NAIROBI, Kenya — Secretary of State Condoleezza Rice said Monday that Kenya's feuding political parties must share power in a coalition government, increasing the pressure for a speedy resolution to the country's political crisis.
After separate meetings with President Mwai Kibaki and opposition leader Raila Odinga, Rice said that both men needed to make concessions to end a seven-week stalemate after Kibaki was declared the winner of a questionable election. She indicated that the U.S. government would provide additional funding to rebuild the country once there's an agreement.
"We are prepared to do more for reconstruction, resettlement of people, rehabilitation of infrastructure," Rice said. "The current stalemate...(is) not going to permit business as usual with the United States."
President Bush, who continued a five-nation African tour in neighboring Tanzania, dispatched Rice to signal U.S. support for mediation efforts led by former U.N. Secretary-General Kofi Annan. Bush's efforts to highlight U.S.-led successes in health and development in Africa have been undermined by the instability in Kenya, a key ally, where ethnic violence triggered by the disputed election has killed more than 1,000 people and forced hundreds of thousands from their homes.
Annan also has called for a coalition government, but as negotiations enter a fourth week the two sides remain far apart on what such a system would look like.
Odinga, who charges that Kibaki stole the Dec. 27 presidential election through widespread vote-rigging — a claim backed by many international observers — wants to share executive power in a newly created prime minister position. Kibaki says he won fairly and has offered only to give Odinga's party positions in his Cabinet, which he's already half filled.

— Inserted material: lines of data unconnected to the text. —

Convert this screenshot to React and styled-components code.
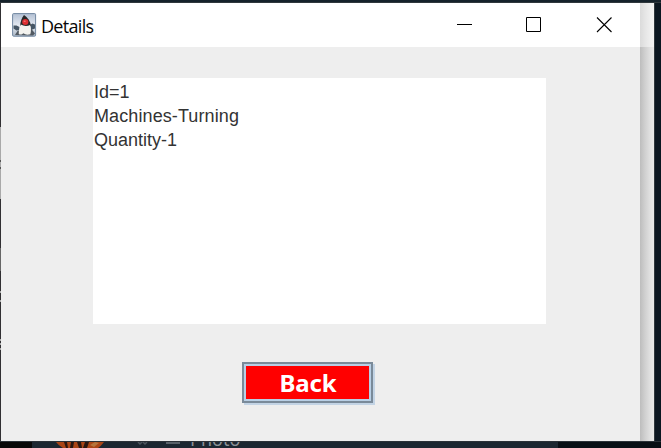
import React from 'react';
import styled, { createGlobalStyle } from 'styled-components';

const GlobalStyle = createGlobalStyle`
  * { box-sizing: border-box; }
  body { margin: 0; overflow: hidden; background: #0d151c; }
`;

const Desktop = styled.div`
  width: 661px;
  height: 448px;
  display: grid;
  grid-template-columns: 1px 639px 14px 7px;
  grid-template-rows: 3px 438px 7px;
  overflow: hidden;
  background: #0d151c;
`;

const TopEdge = styled.div`
  grid-column: 1 / -1;
  background: linear-gradient(to bottom, #15222b 0 2px, #30383d 2px);
`;

const LeftEdge = styled.div`
  background: linear-gradient(
    to bottom,
    #302f32 0 124px, #a9a9a9 124px 157px, #555 157px 159px, #a9a9a9 159px 164px,
    #555 164px 166px, #a9a9a9 166px 196px, #302f32 196px 245px, #666 245px 268px,
    #302f32 268px 288px, #aaa 288px 290px, #302f32 290px 297px, #aaa 297px 299px,
    #302f32 299px 336px, #aaa 336px 338px, #302f32 338px 340px, #aaa 340px 342px,
    #302f32 342px 345px, #aaa 345px 347px, #302f32 347px
  );
`;

const Window = styled.main`
  display: grid;
  grid-template-rows: 44px 1fr;
  background: #eee;
`;

const TitleBar = styled.header`
  display: flex;
  align-items: center;
  padding-left: 11px;
  background: #fff;
`;

const Title = styled.h1`
  flex: 1;
  margin: 1px 0 0 4px;
  font: 400 18px/24px "Open Sans", sans-serif;
  letter-spacing: -0.7px;
  color: #080808;
`;

const Controls = styled.div`
  display: flex;
  gap: 54px;
  padding-right: 28px;
`;

const ControlButton = styled.button`
  display: flex;
  width: 16px;
  height: 16px;
  padding: 0;
  border: 0;
  background: none;
`;

const Content = styled.section`
  display: flex;
  flex-direction: column;
  align-items: flex-start;
  padding: 31px 0 0 92px;
`;

const TextArea = styled.div`
  width: 453px;
  height: 246px;
  padding: 2px 1px;
  background: #fff;
  color: #333;
  font: 18px/24px "Liberation Sans", sans-serif;
`;

const TextLine = styled.p`
  margin: 0;
  letter-spacing: ${({ $tracking }) => $tracking || '0'};
`;

const BackButton = styled.button`
  width: 131px;
  height: 41px;
  margin: 38px 0 0 149px;
  padding: 0 0 0 1px;
  border: 2px solid #7a8a99;
  background: #f00;
  box-shadow: inset 0 0 0 2px #b8cfe5, 2px 2px 0 #c3d4e5;
  color: #fff;
  font: 700 24px/35px "Noto Sans", sans-serif;
  letter-spacing: -0.1px;
`;

const ShadowStrip = styled.div`
  background:
    linear-gradient(to bottom, rgba(255, 255, 255, 0.45) 44px, transparent 44px),
    linear-gradient(to right, #bdbdbd, #d0d0d0 5px, #e0e0e0 10px, #e8e8e8);
`;

const RightEdge = styled.div`
  background: linear-gradient(to right, #30383d 1px, #0b1620 1px);
`;

const Backdrop = styled.footer`
  grid-column: 1 / -1;
  display: flex;
  height: 7px;
  overflow: hidden;
  border-top: 1px solid #2b3238;
  background: linear-gradient(to right, #080808 32px, #1c2731 32px 558px, #080f15 558px);
`;

const Avatar = styled.svg`
  flex: none;
  margin-left: 55px;
`;

const PhotoIcon = styled.svg`
  flex: none;
  margin-left: 31px;
`;

const PhotoLabel = styled.span`
  margin: -15px 0 0 8px;
  font: 18px/24px "Noto Sans", sans-serif;
  color: #8c9196;
`;

const DukeIcon = () => (
  <svg width="25" height="25" viewBox="0 0 25 25">
    <defs>
      <linearGradient id="tile" x2="0" y2="1">
        <stop stopColor="#b3c0d3" />
        <stop offset=".55" stopColor="#e6ebf2" />
        <stop offset="1" stopColor="#a9b5c4" />
      </linearGradient>
    </defs>
    <rect x=".6" y=".6" width="23" height="22.6" rx="1" fill="url(#tile)" stroke="#7187a0" />
    <path d="M1.5 12.5h3l3 1.5v3l-3 .5-3-2zM18 12l2.5-1.5 2.5 1v4l-4 1.5z" fill="#465665" />
    <path d="M3 22l2.5-4 3-1 11-1 3.5 4.5-2 2z" fill="#525a62" />
    <path d="M12 2c3.6 2.2 6.3 6 7 10.8L15 14l-7-1c.5-4.6 1.8-8.4 4-11z" fill="#282828" />
    <path d="M8.8 11.5c-1.4 3-2.2 6.8-2 9.5 1.5 1 3.4.5 4.5-.7 2 1.5 4.5 1.7 7 .9 1-3 .8-6.4-.2-9.2-2.8 1.3-6.5 1.2-9.3-.5z" fill="#f4f3ef" />
    <ellipse cx="13.3" cy="9" rx="3.1" ry="2.9" fill="#df2e31" />
    <ellipse cx="12.7" cy="8.2" rx="1.1" ry=".8" fill="#f27470" />
  </svg>
);

export default function App() {
  return (
    <>
      <GlobalStyle />
      <Desktop>
        <TopEdge />
        <LeftEdge />
        <Window>
          <TitleBar>
            <DukeIcon />
            <Title>Details</Title>
            <Controls>
              <ControlButton aria-label="Minimize">
                <svg width="16" height="16"><path d="M1 7.5h15" stroke="#000" /></svg>
              </ControlButton>
              <ControlButton aria-label="Maximize">
                <svg width="16" height="16"><path d="M.5.5h14v14H.5z" fill="none" stroke="#000" /></svg>
              </ControlButton>
              <ControlButton aria-label="Close">
                <svg width="16" height="16"><path d="M1 .5l14.5 14.5M15.5 .5L1 15" stroke="#000" strokeWidth="1.1" /></svg>
              </ControlButton>
            </Controls>
          </TitleBar>
          <Content>
            <TextArea>
              <TextLine>Id=1</TextLine>
              <TextLine $tracking="0.1px">Machines-Turning</TextLine>
              <TextLine>Quantity-1</TextLine>
            </TextArea>
            <BackButton>Back</BackButton>
          </Content>
        </Window>
        <ShadowStrip />
        <RightEdge />
        <Backdrop>
          <Avatar width="50" height="6">
            <path d="M1 0h48q-3 4-6 6H8q-5-3-7-6z" fill="#a94516" />
            <path d="M9 0l2 6h2l-1-6zM16 0l-1 6h3l1-6zM22 0l2 6h3l-1-6zM30 0l-2 6h4l2-6z" fill="#291711" />
            <path d="M35 3l5-3 4 1-5 4z" fill="#b5753c" />
          </Avatar>
          <PhotoIcon width="46" height="6">
            <path d="M2 0l2 2 2-2M7 0l2 2 2-2" fill="none" stroke="#4d565e" strokeWidth="1.5" />
            <path d="M30 0h14v2H30z" fill="#59626a" />
          </PhotoIcon>
          <PhotoLabel>Photo</PhotoLabel>
        </Backdrop>
      </Desktop>
    </>
  );
}
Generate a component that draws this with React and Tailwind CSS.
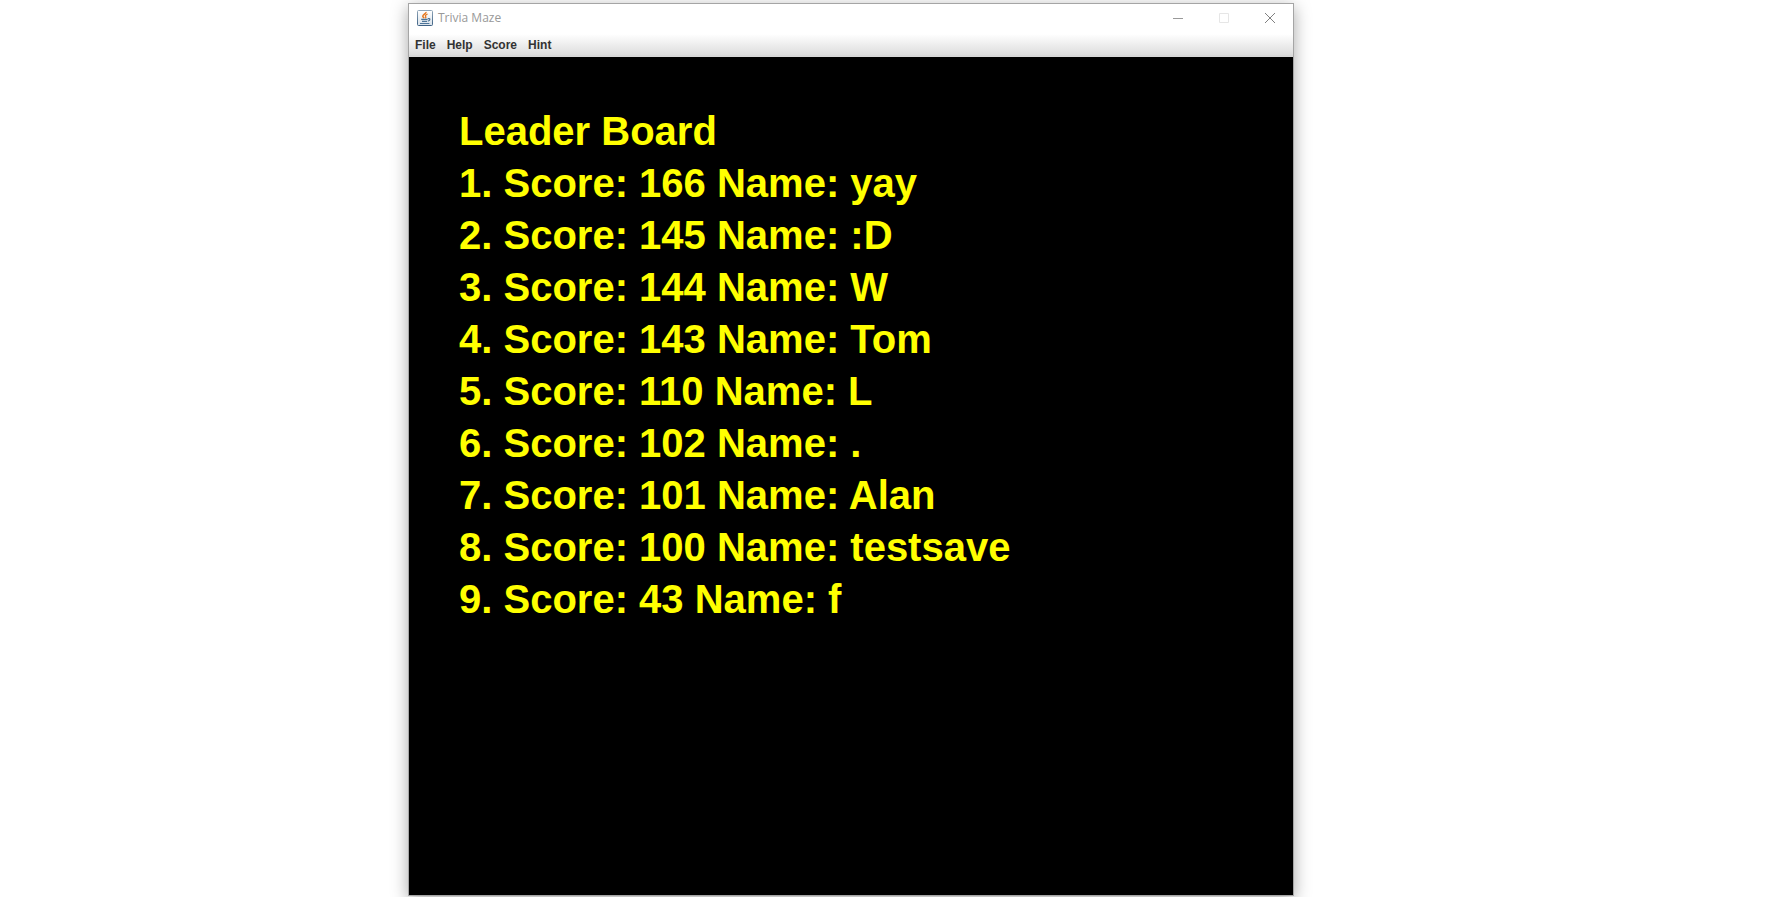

Expressing impatience with both sides, Rice said that Kenyans needed a resolution "yesterday" and urged Kibaki and Odinga — former allies — to compromise.
"The parties that come to any kind of coalition have to actually have responsibilities and authorities that matter," Rice said. "It can't be...simply the illusion of power sharing."
Rice's offer of more U.S. help for rebuilding was the first major incentive that the Bush administration has dangled in front of Kenya's leaders. Earlier this month, the administration threatened to slap travel bans on those officials it accuses of inciting violence or obstructing the peace talks.
Although Kenya receives roughly $1 billion annually in U.S. assistance, most of that is for fighting diseases such as HIV/AIDS, and officials have said that money won't be revoked.
Still, as Rice flew in, Kibaki supporters bristled at what they saw as increasing international interference.
"I certainly don't think that my team will take pressure or dictation from any other country," Martha Karua, a member of Kibaki's negotiating team, told reporters.
Rice rejected the assertion and said that Kenyans, not Western envoys, were most desperate for a breakthrough.
"Kenya is a friend," Rice said. "It's not a matter of dictating a solution. It's Kenyans who are insisting that their political leaders ...find a solution to this crisis so Kenya can move forward."